The Cure, The Cure (Universal)
Lançamento Nacional
27/11/2004


Já faz uns quinze anos, desde a obra-prima Disintegration, que o Cure não lança algo que realmente faça jus ao passado da banda. A coletânea de remixes Mixed Up não passa de uma forma de pegar carona na então emergente dance music. Wish, sucesso absurdo de vendas (é o mais vendido da carreira do grupo), apesar dos ótimos momentos, carece de coesão. Wild Mood Swings beira o ridículo: um disco sem identidade, sem rumo definido e sem qualquer música que preste.
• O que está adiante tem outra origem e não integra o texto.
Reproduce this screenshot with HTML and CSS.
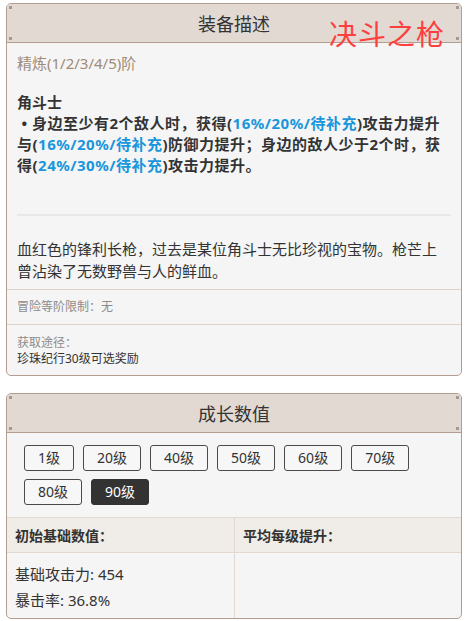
FILE: index.html
```html
<!DOCTYPE html>
<html lang="zh-CN">
<head>
<meta charset="utf-8">
<title>决斗之枪</title>
<link rel="stylesheet" href="styles.css">
</head>
<body>
<div class="page">
  <section class="card">
    <div class="card-head">
      <span class="dot dot-tl"></span><span class="dot dot-bl"></span>
      <span class="dot dot-tr"></span><span class="dot dot-br"></span>
      <h2 class="card-title">装备描述</h2>
    </div>
    <div class="watermark">决斗之枪</div>
    <div class="desc-block">
      <p class="refine">精炼(1/2/3/4/5)阶</p>
      <p class="skill-name">角斗士</p>
      <p class="skill-desc">&nbsp;• 身边至少有2个敌人时，获得(<span class="hl">16%/20%/待补充</span>)攻击力提升与(<span class="hl">16%/20%/待补充</span>)防御力提升；身边的敌人少于2个时，获得(<span class="hl">24%/30%/待补充</span>)攻击力提升。</p>
      <hr class="divider">
      <p class="lore">血红色的锋利长枪，过去是某位角斗士无比珍视的宝物。枪芒上曾沾染了无数野兽与人的鲜血。</p>
    </div>
    <div class="meta">冒险等阶限制：无</div>
    <div class="meta meta-last">
      <div>获取途径：</div>
      <div class="meta-value">珍珠纪行30级可选奖励</div>
    </div>
  </section>

  <section class="card card-second">
    <div class="card-head">
      <span class="dot dot-tl"></span><span class="dot dot-bl"></span>
      <span class="dot dot-tr"></span><span class="dot dot-br"></span>
      <h2 class="card-title">成长数值</h2>
    </div>
    <div class="levels">
      <button class="lvl">1级</button>
      <button class="lvl">20级</button>
      <button class="lvl">40级</button>
      <button class="lvl">50级</button>
      <button class="lvl">60级</button>
      <button class="lvl">70级</button>
      <button class="lvl">80级</button>
      <button class="lvl active">90级</button>
    </div>
    <div class="stats">
      <div class="stats-th">初始基础数值：</div>
      <div class="stats-th stats-right">平均每级提升：</div>
      <div class="stats-td">
        <div class="stat-row">基础攻击力: 454</div>
        <div class="stat-row">暴击率: 36.8%</div>
      </div>
      <div class="stats-td stats-right"></div>
    </div>
  </section>
</div>
</body>
</html>
```

FILE: styles.css
```css
* { box-sizing: border-box; }
html, body { margin: 0; padding: 0; background: #ffffff; }
body {
  font-family: "Noto Sans", "Noto Sans CJK SC", sans-serif;
  color: #333333;
  font-size: 15px;
}
.page {
  padding: 3px 3px 0 6px;
  display: flex;
  flex-direction: column;
  gap: 17px;
}
.card {
  position: relative;
  border: 1px solid #b39d90;
  border-radius: 5px;
  background: #f5f5f5;
  overflow: hidden;
}
.card-head {
  position: relative;
  height: 39px;
  background: #e1d9d2;
  border-bottom: 1px solid #b39d90;
  display: flex;
  align-items: center;
  justify-content: center;
}
.card-title {
  margin: 0;
  font-weight: normal;
  font-size: 18px;
  line-height: 24px;
  color: #333333;
  font-family: "Noto Sans CJK SC", sans-serif;
}
.dot {
  position: absolute;
  width: 3px;
  height: 3px;
  background: #a59a93;
}
.dot-tl { left: 2px; top: 2px; }
.dot-bl { left: 2px; bottom: 2px; }
.dot-tr { right: 2px; top: 2px; }
.dot-br { right: 2px; bottom: 2px; }
.watermark {
  position: absolute;
  right: 16px;
  top: 13px;
  font-family: "Noto Sans CJK SC", sans-serif;
  font-size: 28px;
  line-height: 32px;
  color: #ff3e3e;
  letter-spacing: 1px;
}
.desc-block {
  padding: 10px 10px 7px 10px;
}
.desc-block p { margin: 0; }
.refine {
  color: #a08b78;
  font-size: 15px;
  line-height: 21px;
}
.skill-name {
  margin-top: 18px !important;
  font-weight: bold;
  line-height: 21px;
}
.skill-desc {
  font-weight: bold;
  line-height: 21px;
  letter-spacing: 0.5px;
}
.hl { color: #1996dc; }
.divider {
  margin: 38px 0 0 0;
  border: none;
  height: 2px;
  background: #e8e8e8;
}
.lore {
  margin-top: 22px !important;
  line-height: 22px;
  color: #333333;
}
.meta {
  border-top: 1px solid #ddd3ca;
  padding: 8px 10px 8px 10px;
  font-size: 12px;
  line-height: 18px;
  color: #8c8c8c;
}
.meta-last {
  padding: 10px 10px 8px 10px;
  line-height: 16px;
}
.meta-value { color: #333333; }
.levels {
  display: flex;
  flex-wrap: wrap;
  gap: 8px 9px;
  padding: 12px 40px 12px 17px;
}
.lvl {
  font-family: "Noto Sans", "Noto Sans CJK SC", sans-serif;
  font-size: 14px;
  line-height: 24px;
  height: 26px;
  padding: 0 13px;
  border: 1px solid #4a4a4a;
  border-radius: 3px;
  background: #f7f7f7;
  color: #333333;
}
.lvl.active {
  background: #333333;
  border-color: #333333;
  color: #ffffff;
}
.stats {
  display: grid;
  grid-template-columns: 1fr 1fr;
  border-top: 1px solid #e2d8cf;
}
.stats-th {
  background: #f0ece7;
  height: 35px;
  border-bottom: 1px solid #e2d8cf;
  padding: 0 8px;
  display: flex;
  align-items: center;
  font-weight: bold;
  font-size: 14px;
}
.stats-right { border-left: 1px solid #e2d8cf; }
.stats-td {
  padding: 8px 8px 5px 8px;
}
.stat-row {
  line-height: 26px;
  font-size: 15px;
}
```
Bloodflowers, lançado há quatro anos, tenta regurgitar os tempos de Disintegration e Pornography, e teoricamente fecharia uma trilogia depressiva iniciada com estes dois discos. Assim como em Wish, há boas canções, mas várias acabam se arrastando demais. O Cure virou sinônimo de banda que passou da hora de acabar, um dinossauro que perdeu o bonde da história.

Quando se pensou que Robert Smith ia parar de sujar o nome da banda em vão, ele anunciou que entraria em estúdio para gravar mais um disco, e que a produção seria de Ross Robinson, conhecido por trabalhar nas principais obras nu-metal e fã de longa data do Cure. Apreensão geral. Iria um dos maiores baluartes do pós-punk descambar para o estilo que consagrou Korn e Limp Bizkit? Mas os fãs podem se acalmar. O Cure não só não partiu para praias duvidosas como também conseguiu algo que há tempos parecia difícil: um trabalho inspirado e coerente. Ironia ou não, foi justamente nas guitarras, o instrumento-símbolo do rock, que Robert Smith encontrou a redenção que há tanto procurava. O trabalho de Robinson é exemplar, a sonoridade é clara e não deixa transparecer os vinte e poucos anos de carreira nas costas; The Cure parece gravado por uma banda iniciante e cheia de energia.

Algumas canções fazem alusões ao passado glorioso: (I Don't Know What's Going) On poderia estar em The Head On The Door; Anniversary (uma espécie de cold wave atualizada) em Faith, e Taking Off em Kiss Me Kiss Me Kiss Me - é até melhor que muita coisa daquele disco. Before Three também remete à priscas eras e nela a gente percebe porque o Interpol é acusado de chupar as bandas dos anos oitenta. As guitarras lembram as da banda nova iorquina, justamente por eles buscarem inspiração em discos daquela época. A ótima The End Of The World já entrou para a galeria das grandes canções pop do Cure, e Taking Off é outra que merece entrar. Já os momentos de peso puxam um pouco pra baixo o resultado de The Cure: Lost e Labyrinth são enfadonhas, enquanto The Promise se arrasta por intermináveis dez minutos, com um wah wah cansativo. Por outro lado, a mistura de guitarras distorcidas com a voz angustiada de Smith funciona bem em Us Or Them.

Ao contrário de Morrissey, outro ícone oitentista famoso pelas lamúrias e que está de volta após um tempo recluso, Robert Smith é monotemático e não foge de seus objetos líricos básicos (morte, separação, amores não correspondidos, etc). Não espere as pregações de cunho político de Moz, portanto. As letras continuam impregnadas de um romantismo extremo e fatalista, certas vezes até agressivo (em Us Or Them), bem ao gostinho dos fãs. Some isso ao fato de os admiradores do Cure não ouvirem um disco da banda tão bom quanto esse há anos e você verá muitas olheiras tristonhas se desfazendo por aí.